The records |
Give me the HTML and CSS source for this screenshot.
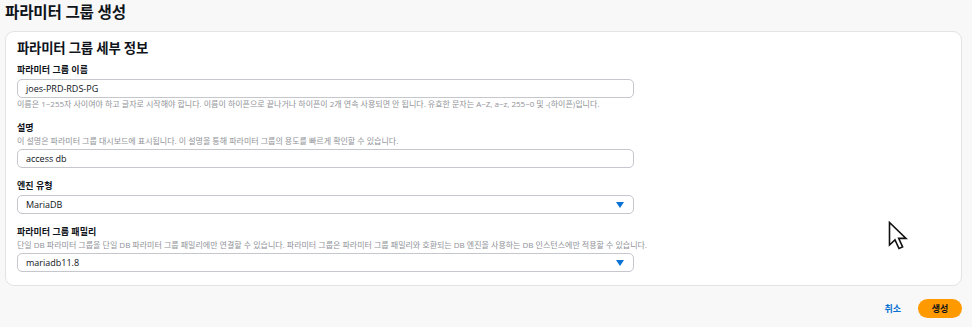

---

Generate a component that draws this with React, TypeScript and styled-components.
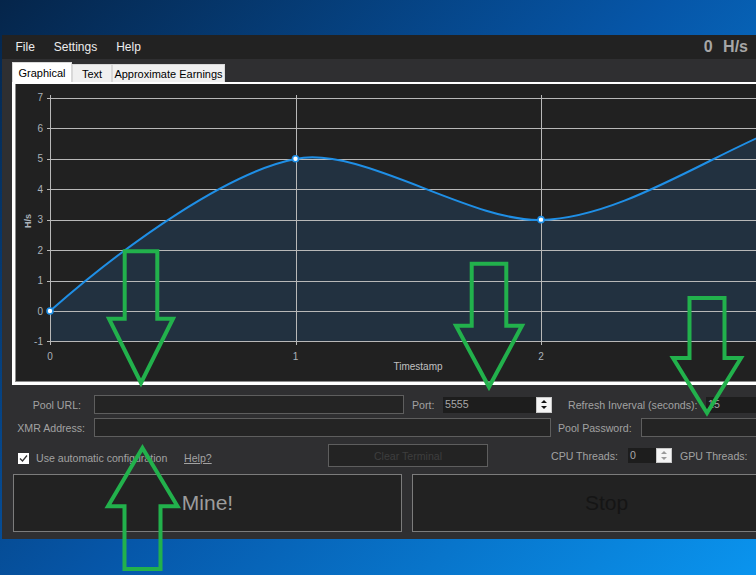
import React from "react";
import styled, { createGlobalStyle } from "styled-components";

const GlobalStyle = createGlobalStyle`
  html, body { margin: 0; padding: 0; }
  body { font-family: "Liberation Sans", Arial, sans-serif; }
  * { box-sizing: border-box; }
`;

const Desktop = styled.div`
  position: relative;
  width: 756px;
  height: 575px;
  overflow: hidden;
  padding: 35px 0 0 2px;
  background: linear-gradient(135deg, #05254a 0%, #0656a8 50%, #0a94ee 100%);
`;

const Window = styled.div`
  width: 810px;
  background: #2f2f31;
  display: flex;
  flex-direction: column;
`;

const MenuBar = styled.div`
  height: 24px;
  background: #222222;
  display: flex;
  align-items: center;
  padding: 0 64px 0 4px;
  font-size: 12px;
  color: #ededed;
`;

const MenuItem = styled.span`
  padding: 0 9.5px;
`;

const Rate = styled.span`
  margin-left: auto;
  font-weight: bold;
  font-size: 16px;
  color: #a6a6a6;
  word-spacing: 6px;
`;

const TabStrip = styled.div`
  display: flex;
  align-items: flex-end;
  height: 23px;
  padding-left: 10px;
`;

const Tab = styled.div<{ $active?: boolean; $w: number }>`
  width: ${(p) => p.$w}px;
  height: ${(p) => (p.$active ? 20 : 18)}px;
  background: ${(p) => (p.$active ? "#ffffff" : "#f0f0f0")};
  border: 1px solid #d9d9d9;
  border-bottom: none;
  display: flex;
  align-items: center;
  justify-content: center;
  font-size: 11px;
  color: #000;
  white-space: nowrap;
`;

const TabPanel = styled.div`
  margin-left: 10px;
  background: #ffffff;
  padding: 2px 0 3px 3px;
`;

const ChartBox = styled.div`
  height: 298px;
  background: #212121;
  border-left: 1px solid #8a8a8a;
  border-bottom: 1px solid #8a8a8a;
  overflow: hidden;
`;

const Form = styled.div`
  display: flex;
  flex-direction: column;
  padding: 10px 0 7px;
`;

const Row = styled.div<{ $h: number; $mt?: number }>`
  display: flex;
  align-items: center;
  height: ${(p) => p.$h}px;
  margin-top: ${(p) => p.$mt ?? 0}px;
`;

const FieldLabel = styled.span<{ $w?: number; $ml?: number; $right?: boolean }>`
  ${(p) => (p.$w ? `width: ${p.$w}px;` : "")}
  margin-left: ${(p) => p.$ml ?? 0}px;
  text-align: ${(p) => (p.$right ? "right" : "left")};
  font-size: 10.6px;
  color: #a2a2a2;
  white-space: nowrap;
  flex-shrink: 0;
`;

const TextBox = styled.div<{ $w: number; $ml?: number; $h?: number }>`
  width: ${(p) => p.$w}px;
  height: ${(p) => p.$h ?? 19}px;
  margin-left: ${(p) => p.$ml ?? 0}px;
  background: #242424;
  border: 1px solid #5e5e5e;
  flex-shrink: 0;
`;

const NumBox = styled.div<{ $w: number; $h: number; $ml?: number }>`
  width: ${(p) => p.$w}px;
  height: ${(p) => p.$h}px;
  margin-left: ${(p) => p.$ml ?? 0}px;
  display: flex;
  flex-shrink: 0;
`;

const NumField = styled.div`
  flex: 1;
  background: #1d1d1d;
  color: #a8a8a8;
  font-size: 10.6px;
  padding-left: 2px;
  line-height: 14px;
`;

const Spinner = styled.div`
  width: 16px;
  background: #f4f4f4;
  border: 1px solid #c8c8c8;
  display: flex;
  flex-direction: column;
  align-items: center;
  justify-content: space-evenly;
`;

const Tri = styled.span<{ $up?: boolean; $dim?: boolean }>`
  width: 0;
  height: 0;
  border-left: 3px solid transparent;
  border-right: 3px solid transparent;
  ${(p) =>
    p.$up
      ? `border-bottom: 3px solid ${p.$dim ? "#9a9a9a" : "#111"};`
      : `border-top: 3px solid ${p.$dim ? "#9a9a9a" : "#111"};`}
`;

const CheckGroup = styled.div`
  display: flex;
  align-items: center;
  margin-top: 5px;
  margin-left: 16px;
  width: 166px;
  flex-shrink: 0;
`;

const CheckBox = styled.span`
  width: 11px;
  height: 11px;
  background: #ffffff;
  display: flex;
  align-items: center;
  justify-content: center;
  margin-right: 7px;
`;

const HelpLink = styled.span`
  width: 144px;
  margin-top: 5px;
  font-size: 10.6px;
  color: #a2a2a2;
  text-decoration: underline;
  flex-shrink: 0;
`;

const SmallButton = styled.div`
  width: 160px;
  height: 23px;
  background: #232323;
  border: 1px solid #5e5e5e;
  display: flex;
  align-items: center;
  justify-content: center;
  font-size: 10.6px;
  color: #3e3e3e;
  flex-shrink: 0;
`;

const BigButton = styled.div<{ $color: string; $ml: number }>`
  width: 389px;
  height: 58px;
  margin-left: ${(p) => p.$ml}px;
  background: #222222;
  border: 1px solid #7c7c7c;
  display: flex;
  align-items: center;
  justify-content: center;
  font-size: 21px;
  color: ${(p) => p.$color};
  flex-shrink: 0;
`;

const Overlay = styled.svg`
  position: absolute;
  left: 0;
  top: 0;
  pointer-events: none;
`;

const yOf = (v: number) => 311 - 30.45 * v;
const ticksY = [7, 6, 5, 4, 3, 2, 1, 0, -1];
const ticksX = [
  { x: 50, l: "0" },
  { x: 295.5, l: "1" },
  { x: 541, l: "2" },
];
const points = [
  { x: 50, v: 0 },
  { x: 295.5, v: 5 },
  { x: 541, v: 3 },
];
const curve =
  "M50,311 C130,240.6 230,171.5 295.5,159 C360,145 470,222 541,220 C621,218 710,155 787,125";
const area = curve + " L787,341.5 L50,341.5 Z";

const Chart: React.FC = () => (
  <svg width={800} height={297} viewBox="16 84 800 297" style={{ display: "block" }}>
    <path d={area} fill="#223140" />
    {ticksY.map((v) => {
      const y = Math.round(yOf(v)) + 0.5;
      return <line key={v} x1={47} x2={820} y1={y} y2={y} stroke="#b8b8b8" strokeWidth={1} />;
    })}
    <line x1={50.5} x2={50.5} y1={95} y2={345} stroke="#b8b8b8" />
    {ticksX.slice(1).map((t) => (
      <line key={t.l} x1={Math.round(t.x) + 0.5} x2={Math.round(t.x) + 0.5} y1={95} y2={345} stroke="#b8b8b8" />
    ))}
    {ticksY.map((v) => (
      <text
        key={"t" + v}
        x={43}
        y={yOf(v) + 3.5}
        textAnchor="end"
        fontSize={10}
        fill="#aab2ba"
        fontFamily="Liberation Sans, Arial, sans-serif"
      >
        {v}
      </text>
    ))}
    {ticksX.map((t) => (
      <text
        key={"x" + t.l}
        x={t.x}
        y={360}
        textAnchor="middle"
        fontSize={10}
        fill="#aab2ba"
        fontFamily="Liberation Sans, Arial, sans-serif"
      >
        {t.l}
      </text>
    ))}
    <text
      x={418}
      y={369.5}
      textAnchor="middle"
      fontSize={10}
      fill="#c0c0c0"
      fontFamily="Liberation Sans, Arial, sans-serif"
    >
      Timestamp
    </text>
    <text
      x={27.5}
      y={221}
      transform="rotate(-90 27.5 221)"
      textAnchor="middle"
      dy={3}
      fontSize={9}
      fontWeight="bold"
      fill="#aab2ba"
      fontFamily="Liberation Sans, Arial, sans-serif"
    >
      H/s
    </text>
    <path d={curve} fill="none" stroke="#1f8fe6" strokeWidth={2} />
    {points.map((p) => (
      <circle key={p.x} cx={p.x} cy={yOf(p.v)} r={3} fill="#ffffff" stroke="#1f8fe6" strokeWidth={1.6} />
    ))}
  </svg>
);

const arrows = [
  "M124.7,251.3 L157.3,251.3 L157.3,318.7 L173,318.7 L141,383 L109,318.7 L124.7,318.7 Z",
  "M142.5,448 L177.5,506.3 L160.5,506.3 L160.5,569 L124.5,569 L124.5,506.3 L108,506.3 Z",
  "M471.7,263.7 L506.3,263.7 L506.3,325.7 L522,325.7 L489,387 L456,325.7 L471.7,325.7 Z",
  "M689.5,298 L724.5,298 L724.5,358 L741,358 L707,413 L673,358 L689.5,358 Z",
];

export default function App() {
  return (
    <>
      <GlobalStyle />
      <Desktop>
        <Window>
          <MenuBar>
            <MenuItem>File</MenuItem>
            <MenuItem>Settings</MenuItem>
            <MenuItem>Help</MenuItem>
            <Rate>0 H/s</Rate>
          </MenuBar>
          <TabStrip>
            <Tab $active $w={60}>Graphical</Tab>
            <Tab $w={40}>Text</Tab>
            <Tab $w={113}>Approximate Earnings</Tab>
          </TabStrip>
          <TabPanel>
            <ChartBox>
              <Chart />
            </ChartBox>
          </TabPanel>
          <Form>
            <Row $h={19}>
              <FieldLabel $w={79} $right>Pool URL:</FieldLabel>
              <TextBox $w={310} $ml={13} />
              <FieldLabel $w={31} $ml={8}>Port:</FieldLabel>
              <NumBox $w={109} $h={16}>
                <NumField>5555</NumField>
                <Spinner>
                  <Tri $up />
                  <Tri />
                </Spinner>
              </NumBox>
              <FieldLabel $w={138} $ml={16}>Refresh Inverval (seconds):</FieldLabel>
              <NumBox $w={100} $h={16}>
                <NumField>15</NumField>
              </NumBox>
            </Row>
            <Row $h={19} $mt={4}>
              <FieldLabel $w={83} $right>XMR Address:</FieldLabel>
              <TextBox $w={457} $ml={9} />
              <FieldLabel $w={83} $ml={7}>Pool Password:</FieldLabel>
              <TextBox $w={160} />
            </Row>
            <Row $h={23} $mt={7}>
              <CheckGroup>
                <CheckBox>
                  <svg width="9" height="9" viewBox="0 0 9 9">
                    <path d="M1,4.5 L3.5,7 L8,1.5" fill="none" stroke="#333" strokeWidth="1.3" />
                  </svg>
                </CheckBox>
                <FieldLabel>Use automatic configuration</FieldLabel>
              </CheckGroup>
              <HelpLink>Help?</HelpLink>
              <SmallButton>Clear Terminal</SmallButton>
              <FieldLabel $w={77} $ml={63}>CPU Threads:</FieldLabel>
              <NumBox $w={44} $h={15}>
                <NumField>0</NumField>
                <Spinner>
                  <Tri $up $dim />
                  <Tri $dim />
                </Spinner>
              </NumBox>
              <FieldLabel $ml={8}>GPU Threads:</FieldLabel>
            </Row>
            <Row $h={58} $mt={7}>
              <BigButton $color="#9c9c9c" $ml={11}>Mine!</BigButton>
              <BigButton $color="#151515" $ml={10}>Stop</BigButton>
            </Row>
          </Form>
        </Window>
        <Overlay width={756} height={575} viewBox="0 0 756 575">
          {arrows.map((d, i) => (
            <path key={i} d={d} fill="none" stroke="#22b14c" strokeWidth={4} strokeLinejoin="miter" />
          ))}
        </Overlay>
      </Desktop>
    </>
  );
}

...

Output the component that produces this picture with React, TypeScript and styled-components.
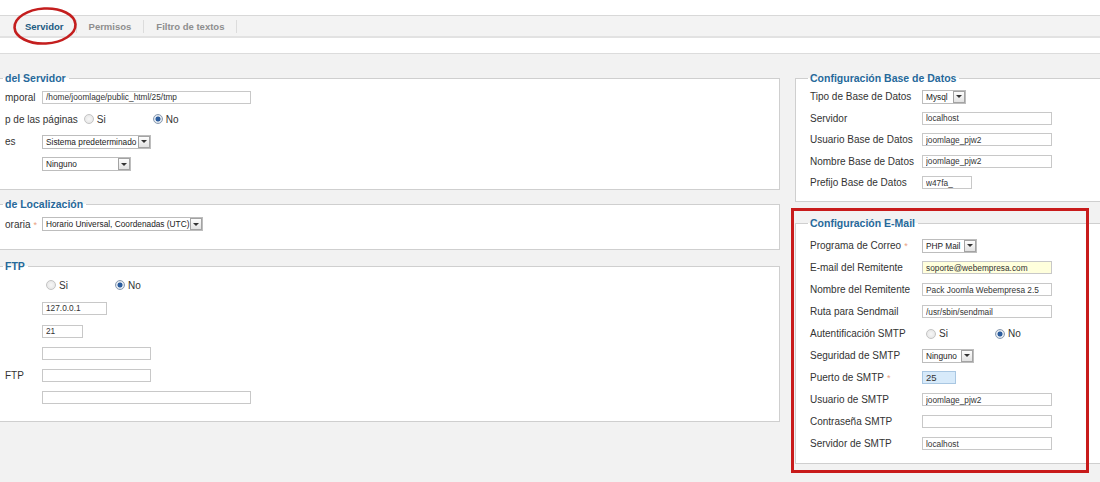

Set problem |
Of the lines in the entries above, how many include "with"? Only the number should be given.

Response to the task |
2